Teaching a group of individuals learn how to get the best out of a collaborative effort by working together effectively. Bringing potential collaborators into short training sessions prior to formally initiating a team may help to ensure the success of the collaborative effort.
A Timeline is a schematic or description of the goals, objectives, benchmarks, and activities within a specified time set for reaching completion of the grant project. Timelines may include persons responsible and measurable outcomes or products.
A collaboration undertaken by individuals or groups in two or more disciplines that integrates concepts and methods to an extent that transcends each, leading to the creation of a new discipline, for example, environmental history.

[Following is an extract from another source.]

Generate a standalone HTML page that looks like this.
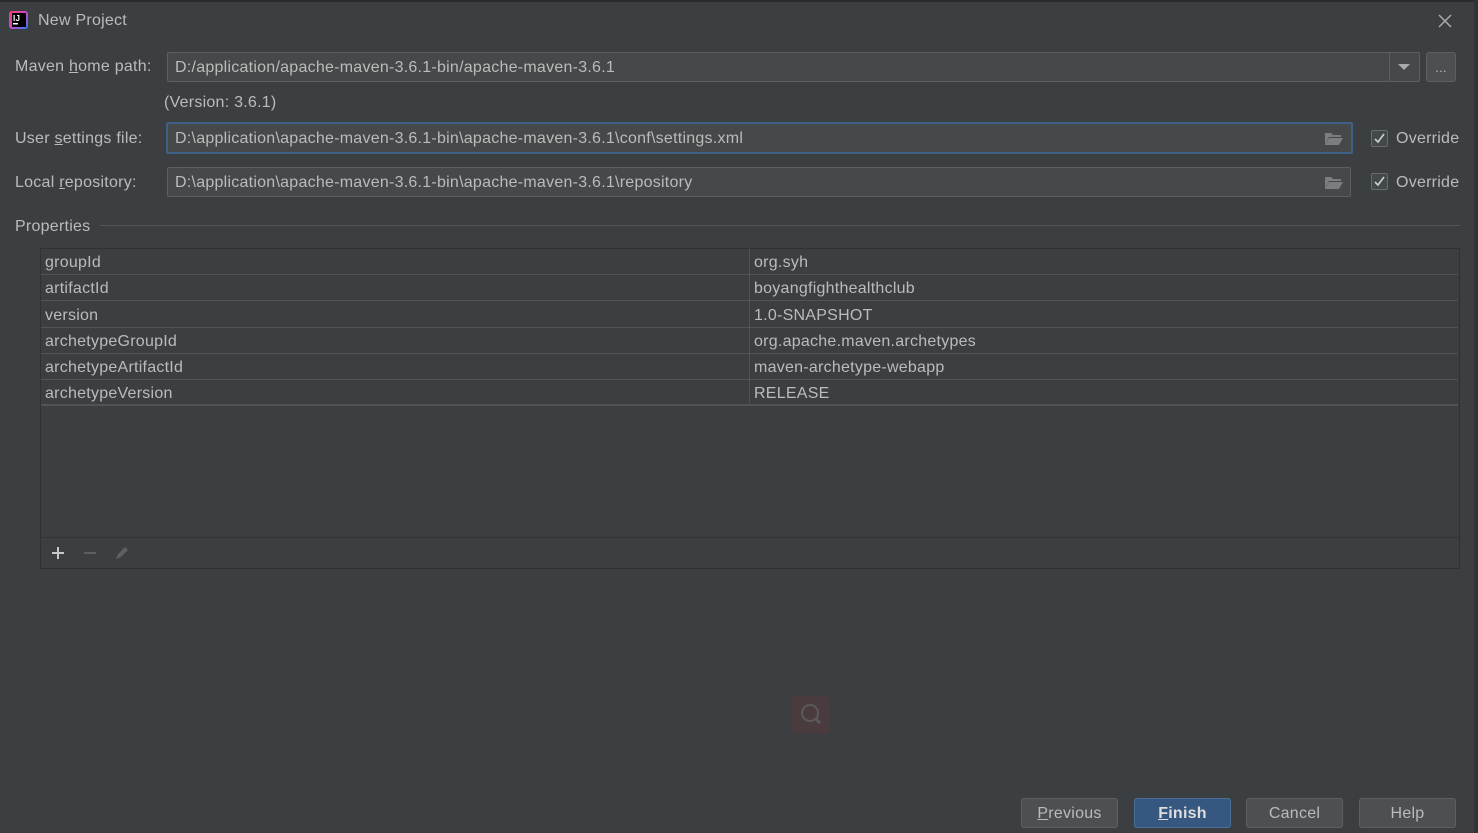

Research undertaken by individuals or groups within a single discipline, such as history, sociology, or religious studies.
University of Kansas Center for Research, Inc. (KUCR)
The University of Kansas Center for Research, Inc.
(KUCR) is the nonprofit grants administration research arm of the University. It administers all federal and state institutional grants and contracts at KU. Applications to government agencies must be submitted with KUCR approval.
Granting agencies expect the work plan in a grant application to describe the activities to be undertaken as part of the grant project, the strategies to be used, the performance measures or metrics of outputs and outcomes, the resources to be used as well as identify who will accomplish each activity or strategy, set a target deadline, and a final deadline to complete each task. This can be done in narrative format or using a table or spreadsheet to track the work and noting when tasks are completed. Fellowship applicants seeking funding for book projects sometimes incorporate the work plan and timeline into their chapter outlines.